It looks like the price chart of an over-the-counter penny stock: dizzying gains, abrupt U-turns, harrowing declines.
But this is no obscure security from the rough-and-tumble fringes of Wall Street. It’s China’s Shanghai Composite Index, the yardstick for an $8.1 trillion equity market -- the world’s largest after the U.S. -- where extreme volatility is becoming the norm.
Fueled by record amounts of borrowed money and the whims of more than 80 million individual investors, swings in the Shanghai Composite have climbed to the highest levels since 2008. They’re bigger than every other benchmark index worldwide after Greece, along with a quarter of the 100 most-traded penny stocks on U.S. bourses, according to data compiled by Bloomberg.
“You’d think you wouldn’t see this volatility in such a large equity benchmark,” Ankur Patel, the chief investment officer at R-Squared Macro Management LLC, said by phone from Birmingham, Alabama. “The flows in and out have been so substantial and it’s been driven by retail investors. Those are the same characteristics you see in penny stocks.”

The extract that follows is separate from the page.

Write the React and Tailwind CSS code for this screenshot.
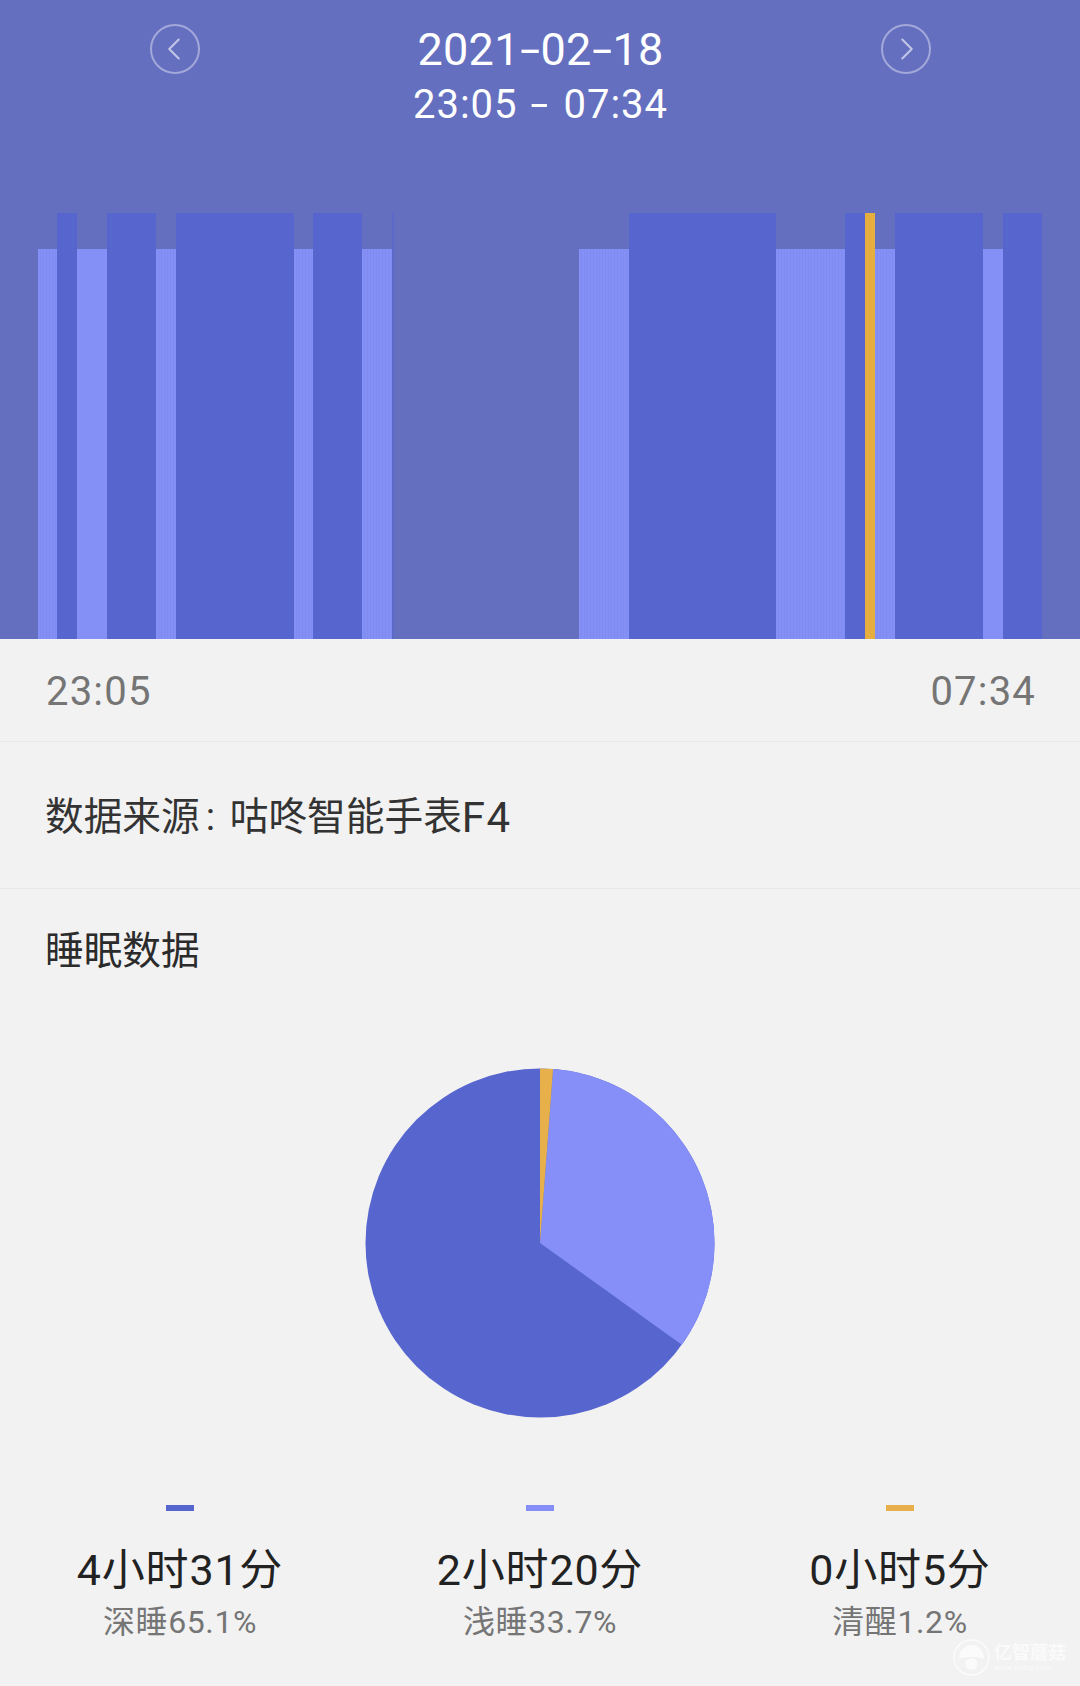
import { ChevronLeft, ChevronRight } from "lucide-react";

const FONT = "font-['Roboto','Noto_Sans_CJK_SC',sans-serif]";

// width of each sleep block in the chart, in px
const segments = [
  { type: "gap", w: 38 },
  { type: "striped", w: 19 },
  { type: "deep", w: 20 },
  { type: "light", w: 30 },
  { type: "deep", w: 49 },
  { type: "striped", w: 20 },
  { type: "deep", w: 118 },
  { type: "striped", w: 19 },
  { type: "deep", w: 49 },
  { type: "striped", w: 30 },
  { type: "thin", w: 2 },
  { type: "gap", w: 185 },
  { type: "striped", w: 50 },
  { type: "deep", w: 147 },
  { type: "striped", w: 69 },
  { type: "deep", w: 20 },
  { type: "awake", w: 10 },
  { type: "striped", w: 20 },
  { type: "deep", w: 88 },
  { type: "light", w: 20 },
  { type: "deep", w: 39 },
];

const segmentClass = {
  gap: "h-0",
  light: "h-[390px] bg-[#8590f6]",
  striped:
    "h-[390px] bg-[repeating-linear-gradient(90deg,#8590f6_0px,#8590f6_2px,#7f8bef_2px,#7f8bef_3px)]",
  deep: "h-[426px] bg-[#5765cf]",
  thin: "h-[426px] bg-[#5c69c9]",
  awake: "h-[426px] bg-[#e6ae3e]",
};

const stats = [
  { color: "bg-[#5765cf]", value: "4小时31分", label: "深睡65.1%" },
  { color: "bg-[#858ff7]", value: "2小时20分", label: "浅睡33.7%" },
  { color: "bg-[#e8b04a]", value: "0小时5分", label: "清醒1.2%" },
];

const NavButton = ({ children }) => (
  <div className="flex h-[50px] w-[50px] items-center justify-center rounded-full border-2 border-white/40 text-white/60">
    {children}
  </div>
);

const Dash = () => <span className="mx-[4px] inline-block scale-x-[1.6]">-</span>;

const Pie = () => (
  <svg width="350" height="350" viewBox="-175 -175 350 350" className="mx-auto">
    <circle cx="0" cy="0" r="174.5" fill="#5765cf" />
    <path d="M0 0 L13.1 -174 A174.5 174.5 0 0 1 141.8 101.7 Z" fill="#858ff7" />
    <path d="M0 0 L0 -174.5 A174.5 174.5 0 0 1 13.1 -174 Z" fill="#e8b04a" />
  </svg>
);

const Watermark = () => (
  <div className="absolute left-[953px] top-[1639px] flex items-center gap-[4px] text-white/70">
    <svg width="37" height="37" viewBox="0 0 37 37" fill="none">
      <circle cx="18.5" cy="18.5" r="17.5" stroke="currentColor" strokeWidth="1.5" />
      <path d="M6 20C6 11 12 6 18.5 6S31 11 31 20C27 18 23 18 18.5 18S10 18 6 20Z" fill="currentColor" />
      <circle cx="18.5" cy="25" r="6" fill="currentColor" />
    </svg>
    <div className="flex flex-col items-start">
      <span className="text-[18px] font-bold leading-[20px]">亿智蘑菇</span>
      <span className="text-[8px] leading-[10px]">www.yzmg.com</span>
    </div>
  </div>
);

export default function App() {
  return (
    <div className={`relative h-[1686px] w-[1080px] overflow-hidden bg-[#f2f2f2] ${FONT}`}>
      <header className="flex h-[639px] flex-col justify-between bg-[#656fc0]">
        <div className="flex items-start justify-between pl-[150px] pr-[149px] pt-[24px] text-white">
          <NavButton>
            <ChevronLeft size={38} strokeWidth={1.3} className="-ml-[2px]" />
          </NavButton>
          <div className="flex flex-col items-center">
            <div className="pt-[1px] text-[45px] leading-[50px] tracking-[0.3px]">
              2021<Dash />02<Dash />18
            </div>
            <div className="mt-[6px] whitespace-pre text-[40px] leading-[48px] tracking-[1px] [word-spacing:2px]">
              23:05 <Dash /> 07:34
            </div>
          </div>
          <NavButton>
            <ChevronRight size={38} strokeWidth={1.3} className="ml-[2px]" />
          </NavButton>
        </div>
        <div className="flex items-end">
          {segments.map((s, i) => (
            <div key={i} className={segmentClass[s.type]} style={{ width: s.w }} />
          ))}
        </div>
      </header>

      <div className="flex h-[103px] items-center justify-between border-b border-[#e8e8e8] pl-[46px] pr-[44px] pt-[4px] text-[40px] tracking-[1.2px] text-[#757575]">
        <span>23:05</span>
        <span>07:34</span>
      </div>

      <div className="flex h-[147px] items-center whitespace-pre border-b border-[#e8e8e8] px-[45px] pt-[4px] text-[38.7px] text-[#333333]">
        数据来源<span className="ml-[6px] mr-[5px]">: </span>咕咚智能手表<span className="text-[42px] tracking-[1.5px]">F4</span>
      </div>

      <h2 className="mt-[42px] px-[45px] text-[38.7px] font-normal leading-[39px] text-[#2b2b2b]">睡眠数据</h2>

      <div className="mt-[98px]">
        <Pie />
      </div>

      <div className="mt-[87px] grid grid-cols-3">
        {stats.map((s) => (
          <div key={s.label} className="flex flex-col items-center">
            <div className={`h-[6px] w-[28px] ${s.color}`} />
            <div className="mt-[34px] text-[43px] leading-[50px] tracking-[0.8px] text-[#222222]">{s.value}</div>
            <div className="mt-[7px] text-[32px] leading-[40px] tracking-[0.6px] text-[#757575]">{s.label}</div>
          </div>
        ))}
      </div>

      <Watermark />
    </div>
  );
}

China’s wild ride is unlikely to calm down any time soon, according to Reorient Group and Summit Research Partners. After wiping out a record $668 billion of market value on Friday, mainland stock traders reacted Monday to the central bank’s decision to cut interest rates to all-time lows -- a move some analysts say was timed over the weekend to lift Chinese equity prices from the brink of a bear market.
Like their counterparts around the world, investors in China are also grappling with the prospect of a Greek default and exit from the euro after the nation’s bailout talks broke down. The Shanghai Composite sank as much as 7.6 percent on Monday after rising 2.5 percent earlier in the day, recording the biggest intraday point swing since 1992.
The gauge’s 10-day volatility reading jumped to 60 on Friday, the highest since November 2008, while its 3.8 percent average intraday move this month is more than four times bigger than that of the Standard & Poor’s 500 Index.
The manic ups and downs are testing the resolve of the China’s amateur investors, who piled into shares at a record pace as the market soared earlier this year.
Liu Chang, 28, says his colleagues in the tobacco industry near Shanghai are vacillating between liquidating their positions and betting on a rally. Wang Yan, a 26-year-old who works for a publisher in China’s eastern Zhejiang province, says her friends are too terrified to even check the balance their online trading accounts.
“Given that it’s a very retail-driven market, it’s always going to be more sentiment driven,” said David Welch, the head of equity sales trading at Reorient Group in Hong Kong. “That works both ways, both on the upside and lately on the downside. Until the market becomes more institutional in nature, it’s going to be boom and bust.”
The Shanghai gauge had surged more than 150 percent in the 12 months prior to its June 12 peak, as authorities cut trading fees, made it cheaper to open new stock accounts, expanded investment quotas for overseas money managers and eased rules on margin lending. They also lowered interest rates three times before last weekend and reduced lenders’ reserve requirement ratios twice.
Investors shouldn’t be surprised to see such big price swings in China, where capital markets are still relatively young and many investors are inexperienced, said Brian Jacobsen, who helps oversee $250 billion as the chief portfolio strategist at Wells Fargo Funds Management. Developing markets like Russia, Bangladesh and Argentina have all had similar bouts of volatility in the past few years, he said.
“The swings aren’t anything unique to China,” Jacobsen said. “It’s part of the fabric of trading and reflects the floodgates that were opened to new investors. When floodgates open, some get caught up in the current, and some drown.”
Henry Guo, an analyst at Summit Research Partners in San Francisco, says volatility in China is going to stay elevated as bulls and bears take turns in the driver’s seat.
While optimists point to the prospect of continued monetary stimulus, skeptics are worried that valuations have climbed too far. The median stock on mainland exchanges trades at 82 times earnings, higher than when the Shanghai Composite peaked in October 2007.
“On one side people have concern about the valuations, and on the other people still believe the government is supporting the market,” Guo said. “I expect this back-and-forth to continue.”